The 3 Steps to Getting an Emotional Support Animal Letter

Say you’ve been struggling with your mental health for the past 10 years. Last month, you adopted a beautiful corgi puppy. He’s been amazing for your wellness, making sure you wake up and get out of bed, and for keeping your body active.

The only problem is your landlord. There is a no pet policy in your building, and you don’t have the resources to move to a different place.

You’ve asked your therapist to write you an emotional support animal letter, but they turn you down, saying that they don’t have the necessary qualifications and they are afraid of losing their license if they write you one.

You don’t want to lose your puppy or lose your home. You know that there are ways of obtaining ESAs online, but you’re also afraid of getting scammed.

Read on to find out how to obtain an ESA worry-free, in 3 simple steps.

Step 1: Matching With the Right LMHP

Your very first step is going to be matching with an LMHP, or licensed mental health professional. In the scenario above, the therapist felt they were unqualified and ultimately not helpful.

You will need to find a professional that is familiar with the emotional support animal process who can help you qualify for an ESA letter. Thankfully, there are convenient ways to do this.

One is to utilize an online service that will match you with a doctor and return your certificate to you. For example, if you are located in Washington state, you could consider getting ESA letters here.

Another is to find a medical or mental healthcare professional and converse with them directly about your needs. ESAs are often used in conjunction with therapy and medications, so a licensed professional is best positioned to evaluate their place in your holistic treatment.

You will be using this letter to prove to necessary parties that your domesticated pet is your emotional support animal, whether that be a dog or a cat, or something else.

If you are already working with a therapist and they feel they are unfamiliar with the procedures for writing an ESA, you may ask them to read the HUD’s guide for assistance animals.

If your therapist is still unwilling to help you, you can try asking a family doctor that is familiar with your mental illness and describing how your animal supports your treatment. Alternatively, if you are working with a psychologist, psychiatrist, social worker, counselor, registered nurse, or another licensed professional, they may be able to help you. Try to ask anyone that is familiar with your mental health treatment plan.

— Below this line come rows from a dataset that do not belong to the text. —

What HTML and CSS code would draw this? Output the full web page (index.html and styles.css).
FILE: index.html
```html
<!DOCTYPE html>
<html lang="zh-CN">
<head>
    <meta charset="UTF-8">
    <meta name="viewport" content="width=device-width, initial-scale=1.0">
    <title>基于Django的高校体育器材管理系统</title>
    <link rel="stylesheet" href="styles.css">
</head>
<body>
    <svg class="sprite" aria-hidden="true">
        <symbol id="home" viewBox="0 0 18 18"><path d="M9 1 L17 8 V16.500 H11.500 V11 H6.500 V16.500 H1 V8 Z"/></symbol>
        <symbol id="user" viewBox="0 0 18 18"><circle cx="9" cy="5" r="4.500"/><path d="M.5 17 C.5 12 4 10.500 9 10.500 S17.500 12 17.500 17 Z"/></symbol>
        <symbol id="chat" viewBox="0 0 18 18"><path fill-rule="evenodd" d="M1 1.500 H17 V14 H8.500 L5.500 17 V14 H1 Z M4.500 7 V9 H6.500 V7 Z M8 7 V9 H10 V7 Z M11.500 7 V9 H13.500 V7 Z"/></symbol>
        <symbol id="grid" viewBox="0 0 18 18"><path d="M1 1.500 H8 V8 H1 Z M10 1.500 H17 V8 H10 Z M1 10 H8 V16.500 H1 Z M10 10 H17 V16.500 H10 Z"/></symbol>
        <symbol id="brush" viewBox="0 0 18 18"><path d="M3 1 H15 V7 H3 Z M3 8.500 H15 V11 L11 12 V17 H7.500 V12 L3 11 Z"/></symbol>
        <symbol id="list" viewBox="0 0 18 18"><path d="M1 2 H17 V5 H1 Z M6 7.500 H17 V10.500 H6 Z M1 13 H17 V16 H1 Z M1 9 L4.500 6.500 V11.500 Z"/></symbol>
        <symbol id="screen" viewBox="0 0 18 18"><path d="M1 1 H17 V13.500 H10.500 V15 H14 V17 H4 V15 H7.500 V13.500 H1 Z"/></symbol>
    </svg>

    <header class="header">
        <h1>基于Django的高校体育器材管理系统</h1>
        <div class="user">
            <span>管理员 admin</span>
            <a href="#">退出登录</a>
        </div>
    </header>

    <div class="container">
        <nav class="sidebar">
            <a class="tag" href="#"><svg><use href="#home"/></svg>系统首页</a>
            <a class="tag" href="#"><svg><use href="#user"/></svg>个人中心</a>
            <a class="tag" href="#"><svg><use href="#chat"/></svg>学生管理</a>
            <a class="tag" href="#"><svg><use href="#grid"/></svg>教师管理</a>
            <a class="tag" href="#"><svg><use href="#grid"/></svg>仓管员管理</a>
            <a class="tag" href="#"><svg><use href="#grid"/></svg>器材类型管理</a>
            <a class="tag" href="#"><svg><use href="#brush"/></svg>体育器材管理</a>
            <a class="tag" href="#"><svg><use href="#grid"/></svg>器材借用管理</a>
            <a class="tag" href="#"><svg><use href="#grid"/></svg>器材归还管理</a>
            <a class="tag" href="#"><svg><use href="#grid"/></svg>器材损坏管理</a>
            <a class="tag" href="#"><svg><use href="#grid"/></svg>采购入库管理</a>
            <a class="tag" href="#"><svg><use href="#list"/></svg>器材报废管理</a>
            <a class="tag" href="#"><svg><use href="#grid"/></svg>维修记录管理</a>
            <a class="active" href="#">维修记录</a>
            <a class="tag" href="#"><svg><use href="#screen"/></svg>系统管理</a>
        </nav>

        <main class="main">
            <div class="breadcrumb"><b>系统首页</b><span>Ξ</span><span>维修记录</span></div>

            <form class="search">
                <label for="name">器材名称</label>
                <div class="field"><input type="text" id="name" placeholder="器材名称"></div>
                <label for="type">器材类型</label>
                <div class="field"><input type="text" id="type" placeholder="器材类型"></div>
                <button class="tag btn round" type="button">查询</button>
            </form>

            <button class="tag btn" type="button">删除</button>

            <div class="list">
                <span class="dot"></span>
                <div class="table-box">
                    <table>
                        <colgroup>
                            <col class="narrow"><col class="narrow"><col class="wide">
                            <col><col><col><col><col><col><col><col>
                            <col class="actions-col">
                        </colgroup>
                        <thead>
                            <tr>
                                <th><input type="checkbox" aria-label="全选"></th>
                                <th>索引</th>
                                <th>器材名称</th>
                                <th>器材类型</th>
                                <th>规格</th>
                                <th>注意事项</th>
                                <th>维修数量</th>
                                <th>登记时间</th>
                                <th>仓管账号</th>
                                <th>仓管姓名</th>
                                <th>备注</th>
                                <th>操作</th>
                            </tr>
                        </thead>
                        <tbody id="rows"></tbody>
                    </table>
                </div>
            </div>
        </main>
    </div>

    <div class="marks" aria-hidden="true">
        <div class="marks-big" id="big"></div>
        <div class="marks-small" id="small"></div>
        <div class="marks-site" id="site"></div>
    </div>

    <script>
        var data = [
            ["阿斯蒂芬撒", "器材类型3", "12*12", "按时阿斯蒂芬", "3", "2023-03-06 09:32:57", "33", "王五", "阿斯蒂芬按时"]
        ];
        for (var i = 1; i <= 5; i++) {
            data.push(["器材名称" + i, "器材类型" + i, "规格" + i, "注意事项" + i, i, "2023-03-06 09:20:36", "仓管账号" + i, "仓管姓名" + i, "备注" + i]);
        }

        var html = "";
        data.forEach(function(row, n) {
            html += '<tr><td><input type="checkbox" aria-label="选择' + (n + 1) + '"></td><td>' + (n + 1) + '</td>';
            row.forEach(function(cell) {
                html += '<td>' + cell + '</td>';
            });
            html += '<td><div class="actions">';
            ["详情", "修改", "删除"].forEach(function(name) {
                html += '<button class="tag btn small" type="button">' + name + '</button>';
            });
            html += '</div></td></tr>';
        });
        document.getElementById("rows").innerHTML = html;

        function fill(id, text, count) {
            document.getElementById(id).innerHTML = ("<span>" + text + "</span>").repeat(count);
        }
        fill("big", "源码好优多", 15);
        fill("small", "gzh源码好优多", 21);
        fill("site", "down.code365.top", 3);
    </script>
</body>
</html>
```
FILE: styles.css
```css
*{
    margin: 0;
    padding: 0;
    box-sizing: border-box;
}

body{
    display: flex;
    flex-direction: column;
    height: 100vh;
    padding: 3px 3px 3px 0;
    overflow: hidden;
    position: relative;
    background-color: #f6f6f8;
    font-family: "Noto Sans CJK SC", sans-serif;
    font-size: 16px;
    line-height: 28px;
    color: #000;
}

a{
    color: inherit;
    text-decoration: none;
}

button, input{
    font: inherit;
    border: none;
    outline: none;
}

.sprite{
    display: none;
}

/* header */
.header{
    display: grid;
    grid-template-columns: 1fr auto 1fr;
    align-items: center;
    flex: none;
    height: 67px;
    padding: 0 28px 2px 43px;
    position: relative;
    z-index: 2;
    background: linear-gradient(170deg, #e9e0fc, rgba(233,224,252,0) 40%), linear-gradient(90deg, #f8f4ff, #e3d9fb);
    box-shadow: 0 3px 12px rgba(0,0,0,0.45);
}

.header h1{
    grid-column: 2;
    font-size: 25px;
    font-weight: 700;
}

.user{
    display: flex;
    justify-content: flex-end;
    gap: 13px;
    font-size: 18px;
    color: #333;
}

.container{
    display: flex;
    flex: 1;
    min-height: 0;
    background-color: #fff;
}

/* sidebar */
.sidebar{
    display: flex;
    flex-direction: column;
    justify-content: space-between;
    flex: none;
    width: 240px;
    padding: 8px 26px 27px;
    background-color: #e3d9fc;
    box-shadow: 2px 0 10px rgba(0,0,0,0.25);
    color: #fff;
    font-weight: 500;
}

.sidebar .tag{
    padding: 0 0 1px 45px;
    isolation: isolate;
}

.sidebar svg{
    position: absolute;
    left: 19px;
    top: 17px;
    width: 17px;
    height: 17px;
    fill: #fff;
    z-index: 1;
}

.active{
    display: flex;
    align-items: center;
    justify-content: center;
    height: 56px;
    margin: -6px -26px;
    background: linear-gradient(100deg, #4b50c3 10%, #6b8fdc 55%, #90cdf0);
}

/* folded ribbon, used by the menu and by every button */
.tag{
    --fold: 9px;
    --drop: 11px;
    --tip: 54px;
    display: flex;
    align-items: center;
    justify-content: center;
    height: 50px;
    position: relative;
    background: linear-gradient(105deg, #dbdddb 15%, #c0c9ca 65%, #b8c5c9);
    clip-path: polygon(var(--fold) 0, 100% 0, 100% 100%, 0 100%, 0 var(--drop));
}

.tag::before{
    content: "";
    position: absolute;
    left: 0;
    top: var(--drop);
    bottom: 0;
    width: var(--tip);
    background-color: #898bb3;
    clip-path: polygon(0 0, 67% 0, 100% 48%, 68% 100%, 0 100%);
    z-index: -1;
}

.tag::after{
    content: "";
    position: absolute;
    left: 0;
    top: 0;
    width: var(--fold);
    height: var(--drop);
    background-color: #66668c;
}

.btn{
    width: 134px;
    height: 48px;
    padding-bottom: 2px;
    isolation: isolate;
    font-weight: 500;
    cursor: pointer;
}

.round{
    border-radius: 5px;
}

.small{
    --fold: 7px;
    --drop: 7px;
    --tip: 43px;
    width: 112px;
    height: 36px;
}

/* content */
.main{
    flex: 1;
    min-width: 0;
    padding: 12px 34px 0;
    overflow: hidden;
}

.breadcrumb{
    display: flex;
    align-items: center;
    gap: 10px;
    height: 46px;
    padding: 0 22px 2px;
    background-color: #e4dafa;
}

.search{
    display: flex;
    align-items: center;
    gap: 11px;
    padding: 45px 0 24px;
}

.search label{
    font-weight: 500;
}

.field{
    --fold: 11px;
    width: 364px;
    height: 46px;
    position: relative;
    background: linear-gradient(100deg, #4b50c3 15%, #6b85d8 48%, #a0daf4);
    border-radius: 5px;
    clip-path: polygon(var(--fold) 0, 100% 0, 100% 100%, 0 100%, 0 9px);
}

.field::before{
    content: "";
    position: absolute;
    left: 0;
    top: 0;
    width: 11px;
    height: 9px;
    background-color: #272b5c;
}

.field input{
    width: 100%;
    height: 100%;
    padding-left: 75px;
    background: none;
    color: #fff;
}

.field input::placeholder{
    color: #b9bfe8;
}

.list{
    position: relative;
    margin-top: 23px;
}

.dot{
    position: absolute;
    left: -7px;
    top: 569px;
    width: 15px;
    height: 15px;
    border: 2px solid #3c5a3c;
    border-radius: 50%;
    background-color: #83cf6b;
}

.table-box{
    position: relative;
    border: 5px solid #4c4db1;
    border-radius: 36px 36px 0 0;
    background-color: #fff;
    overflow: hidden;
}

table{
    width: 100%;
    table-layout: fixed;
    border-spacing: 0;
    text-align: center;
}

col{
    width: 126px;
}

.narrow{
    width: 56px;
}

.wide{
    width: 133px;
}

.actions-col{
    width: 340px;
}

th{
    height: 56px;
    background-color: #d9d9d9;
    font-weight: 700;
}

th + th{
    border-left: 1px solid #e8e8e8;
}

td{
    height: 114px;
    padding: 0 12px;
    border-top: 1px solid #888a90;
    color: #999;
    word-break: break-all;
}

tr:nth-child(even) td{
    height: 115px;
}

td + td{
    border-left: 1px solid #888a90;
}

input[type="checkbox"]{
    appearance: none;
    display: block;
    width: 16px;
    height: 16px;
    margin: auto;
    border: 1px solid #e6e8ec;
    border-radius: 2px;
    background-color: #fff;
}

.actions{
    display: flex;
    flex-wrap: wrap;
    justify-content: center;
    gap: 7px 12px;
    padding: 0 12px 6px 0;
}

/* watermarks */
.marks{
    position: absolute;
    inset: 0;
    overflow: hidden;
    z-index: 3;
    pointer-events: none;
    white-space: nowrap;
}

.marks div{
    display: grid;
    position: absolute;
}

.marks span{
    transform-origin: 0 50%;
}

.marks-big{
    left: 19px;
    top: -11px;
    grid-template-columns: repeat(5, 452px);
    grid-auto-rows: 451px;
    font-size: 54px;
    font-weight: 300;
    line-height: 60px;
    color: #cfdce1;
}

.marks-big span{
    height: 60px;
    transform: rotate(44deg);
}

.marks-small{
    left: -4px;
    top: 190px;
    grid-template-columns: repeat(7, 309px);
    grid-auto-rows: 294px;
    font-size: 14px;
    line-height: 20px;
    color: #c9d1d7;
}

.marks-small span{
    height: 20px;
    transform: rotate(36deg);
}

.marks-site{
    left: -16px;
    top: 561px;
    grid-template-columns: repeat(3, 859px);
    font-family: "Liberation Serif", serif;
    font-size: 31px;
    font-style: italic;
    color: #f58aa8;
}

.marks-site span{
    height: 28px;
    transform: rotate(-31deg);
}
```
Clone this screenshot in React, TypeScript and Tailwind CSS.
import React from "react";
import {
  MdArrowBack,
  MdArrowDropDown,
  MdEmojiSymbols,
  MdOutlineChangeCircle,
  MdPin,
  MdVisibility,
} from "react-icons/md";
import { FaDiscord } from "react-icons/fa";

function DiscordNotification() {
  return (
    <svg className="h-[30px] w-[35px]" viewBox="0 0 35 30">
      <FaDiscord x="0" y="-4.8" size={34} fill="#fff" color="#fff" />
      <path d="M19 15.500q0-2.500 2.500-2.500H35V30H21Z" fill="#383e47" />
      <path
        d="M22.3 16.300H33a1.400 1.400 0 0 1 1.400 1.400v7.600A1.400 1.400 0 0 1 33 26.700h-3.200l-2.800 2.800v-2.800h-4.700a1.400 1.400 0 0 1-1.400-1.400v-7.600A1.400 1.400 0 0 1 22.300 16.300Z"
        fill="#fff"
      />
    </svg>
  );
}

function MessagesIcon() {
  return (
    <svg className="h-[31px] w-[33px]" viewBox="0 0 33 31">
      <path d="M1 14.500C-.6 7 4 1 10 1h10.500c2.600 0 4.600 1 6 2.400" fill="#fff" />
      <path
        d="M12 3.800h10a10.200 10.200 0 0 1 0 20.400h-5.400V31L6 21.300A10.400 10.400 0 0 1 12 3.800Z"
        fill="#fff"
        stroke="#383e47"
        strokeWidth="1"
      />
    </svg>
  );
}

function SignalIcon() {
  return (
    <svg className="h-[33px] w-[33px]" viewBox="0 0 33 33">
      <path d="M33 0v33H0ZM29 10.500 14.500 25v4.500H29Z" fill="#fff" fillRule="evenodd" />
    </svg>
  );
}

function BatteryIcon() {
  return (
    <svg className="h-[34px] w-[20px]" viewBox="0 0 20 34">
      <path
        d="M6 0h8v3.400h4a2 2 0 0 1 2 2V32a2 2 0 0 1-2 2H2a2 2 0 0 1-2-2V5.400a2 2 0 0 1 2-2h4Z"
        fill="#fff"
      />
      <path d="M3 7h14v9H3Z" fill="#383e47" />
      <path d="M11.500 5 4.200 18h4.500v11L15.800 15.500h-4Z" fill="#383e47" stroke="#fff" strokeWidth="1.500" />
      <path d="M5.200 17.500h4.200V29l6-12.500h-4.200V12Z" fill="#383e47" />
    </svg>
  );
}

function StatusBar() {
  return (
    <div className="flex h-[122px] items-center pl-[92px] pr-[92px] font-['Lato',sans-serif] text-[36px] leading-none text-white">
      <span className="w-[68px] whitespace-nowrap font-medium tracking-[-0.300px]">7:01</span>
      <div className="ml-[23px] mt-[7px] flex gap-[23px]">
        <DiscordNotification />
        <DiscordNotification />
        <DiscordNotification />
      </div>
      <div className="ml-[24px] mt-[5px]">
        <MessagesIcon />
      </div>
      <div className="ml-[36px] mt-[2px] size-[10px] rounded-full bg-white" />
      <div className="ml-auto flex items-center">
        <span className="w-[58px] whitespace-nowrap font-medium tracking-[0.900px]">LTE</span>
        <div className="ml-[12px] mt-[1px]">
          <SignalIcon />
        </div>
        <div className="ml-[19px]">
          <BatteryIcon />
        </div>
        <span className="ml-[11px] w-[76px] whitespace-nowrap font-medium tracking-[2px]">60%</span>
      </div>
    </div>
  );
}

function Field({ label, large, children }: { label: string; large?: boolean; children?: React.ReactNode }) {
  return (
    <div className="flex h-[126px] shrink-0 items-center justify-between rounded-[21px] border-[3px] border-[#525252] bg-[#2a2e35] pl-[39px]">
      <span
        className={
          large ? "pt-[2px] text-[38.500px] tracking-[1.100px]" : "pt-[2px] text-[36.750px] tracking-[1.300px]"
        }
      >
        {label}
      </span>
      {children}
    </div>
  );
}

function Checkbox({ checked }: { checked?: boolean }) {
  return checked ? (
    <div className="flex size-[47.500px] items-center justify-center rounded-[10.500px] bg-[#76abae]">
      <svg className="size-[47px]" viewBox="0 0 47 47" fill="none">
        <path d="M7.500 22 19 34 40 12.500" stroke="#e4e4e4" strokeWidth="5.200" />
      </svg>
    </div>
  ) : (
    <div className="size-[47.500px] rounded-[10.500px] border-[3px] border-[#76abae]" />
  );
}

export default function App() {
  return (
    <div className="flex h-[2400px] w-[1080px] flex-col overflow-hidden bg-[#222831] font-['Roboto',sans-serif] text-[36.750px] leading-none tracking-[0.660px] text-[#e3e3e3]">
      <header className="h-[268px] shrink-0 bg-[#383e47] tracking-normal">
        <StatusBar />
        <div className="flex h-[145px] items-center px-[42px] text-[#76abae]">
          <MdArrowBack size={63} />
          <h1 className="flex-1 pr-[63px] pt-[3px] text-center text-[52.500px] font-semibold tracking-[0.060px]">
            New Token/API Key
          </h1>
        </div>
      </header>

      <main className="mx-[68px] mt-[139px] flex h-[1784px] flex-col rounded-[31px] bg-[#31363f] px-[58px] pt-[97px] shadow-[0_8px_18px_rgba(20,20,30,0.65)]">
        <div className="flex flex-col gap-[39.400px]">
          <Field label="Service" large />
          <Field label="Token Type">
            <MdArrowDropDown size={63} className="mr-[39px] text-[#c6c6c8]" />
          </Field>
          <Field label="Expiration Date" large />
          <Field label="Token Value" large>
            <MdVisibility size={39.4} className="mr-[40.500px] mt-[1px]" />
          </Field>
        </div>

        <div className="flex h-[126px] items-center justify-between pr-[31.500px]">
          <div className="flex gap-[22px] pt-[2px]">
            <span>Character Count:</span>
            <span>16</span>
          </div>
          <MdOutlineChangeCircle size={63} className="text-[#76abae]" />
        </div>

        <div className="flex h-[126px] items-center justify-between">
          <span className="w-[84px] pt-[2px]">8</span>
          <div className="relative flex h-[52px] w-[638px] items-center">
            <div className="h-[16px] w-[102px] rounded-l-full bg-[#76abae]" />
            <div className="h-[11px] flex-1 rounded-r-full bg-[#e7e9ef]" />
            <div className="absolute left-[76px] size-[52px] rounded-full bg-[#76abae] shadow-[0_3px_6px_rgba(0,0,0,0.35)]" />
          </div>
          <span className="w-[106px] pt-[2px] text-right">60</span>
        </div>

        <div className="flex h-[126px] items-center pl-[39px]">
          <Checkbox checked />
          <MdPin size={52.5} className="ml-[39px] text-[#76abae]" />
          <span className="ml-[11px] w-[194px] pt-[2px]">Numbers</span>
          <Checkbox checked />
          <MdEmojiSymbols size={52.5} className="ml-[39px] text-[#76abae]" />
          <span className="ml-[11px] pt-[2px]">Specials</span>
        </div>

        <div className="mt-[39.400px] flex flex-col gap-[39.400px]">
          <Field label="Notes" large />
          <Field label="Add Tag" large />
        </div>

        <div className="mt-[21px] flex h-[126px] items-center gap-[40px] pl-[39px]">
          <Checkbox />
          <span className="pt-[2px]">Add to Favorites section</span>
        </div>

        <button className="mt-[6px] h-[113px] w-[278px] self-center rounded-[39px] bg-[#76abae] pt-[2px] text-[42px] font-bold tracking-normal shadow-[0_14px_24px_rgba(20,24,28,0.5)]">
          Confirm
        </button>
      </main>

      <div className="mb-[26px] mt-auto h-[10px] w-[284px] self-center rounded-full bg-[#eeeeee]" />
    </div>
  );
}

Depending on which professional you ask, the ESA letter will contain a signed and dated prescription or recommendation for you to get an ESA with the professional’s letterhead.

Step 2: What to Know

Your LMHP should let you know that:

  • ESAs are only recognized within the United State through the Fair Housing Act
  • They are not granted rights to public buildings (restaurants, etc)
  • They should be part of a plan to manage a federally recognized disability
  • Landlords can not require you to pay a “pet deposit” for the ESA because they are not considered pets
  • You will be required to pay for damages incurred by your ESA, however
  • An ESA can be anything that is legally owned, like a chicken or a horse but is most commonly a dog

The COVID-19 pandemic has made it easier than ever to reach licensed medical professionals online. Sometimes, you may be unable to access a professional in person for whatever reason.

There are definitely scams out there, but you can definitely acquire an ESA letter online. The most important thing is that you have a licensed professional write the letter; sometimes, your application may even be denied at no cost to yourself if the online professional returns an evaluation that an ESA is not recommended for your treatment.

Thankfully, these services are convenient and efficient for those who do need ESAs in a snap and are unable to find other licensed professionals.

Does Your Animal Need Training?

You’ve designated your chicken as an ESA. Does it need to be trained?

The answer is no.

Some common domesticated animals like cats and dogs can indeed be trained to offer emotional support through their behavior, but people use ESAs for all sorts of reasons.

Unconventional but valid ESAs include horses, birds, hedgehogs, snakes, and more. Any animal that can be legally domesticated can be your ESA.

Do Your Research

Before committing to an online ESA service, please do your research. There are scammers out there, many of whom are operating from abroad.

Verify whichever company you are using with whatever means possible. Be skeptical of services that take your money upfront.

Step 3: Receive and Show Your ESA as Needed

Regardless of whether you are receiving your ESA letter through an online professional or through an LMHP you visit in person, ask for a digital and print copy.

Keep the digital copy with you on hand in case you need it for a consultation with your landlord, and keep the physical copy as well.

Through the Fair Housing Act, once you get an emotional support animal you will always be allowed to live with them even if your building does not allow pets. Restrictions on the breed and weight of your animal will not apply, because they are not considered regular pets. You should not be legally subject to any fees or deposits for your ESA.

Getting Your Emotional Support Animal Letter Today

Emotional support animal letters should not be hard to come by for those who need them. Animals are amazing for those who are struggling with their mental health, and many healthcare professionals are beginning to recognize this.

The key is finding a professional to support you through your treatment and this entire process. If you are unable to find one in person, there are LMHPs available online to help you.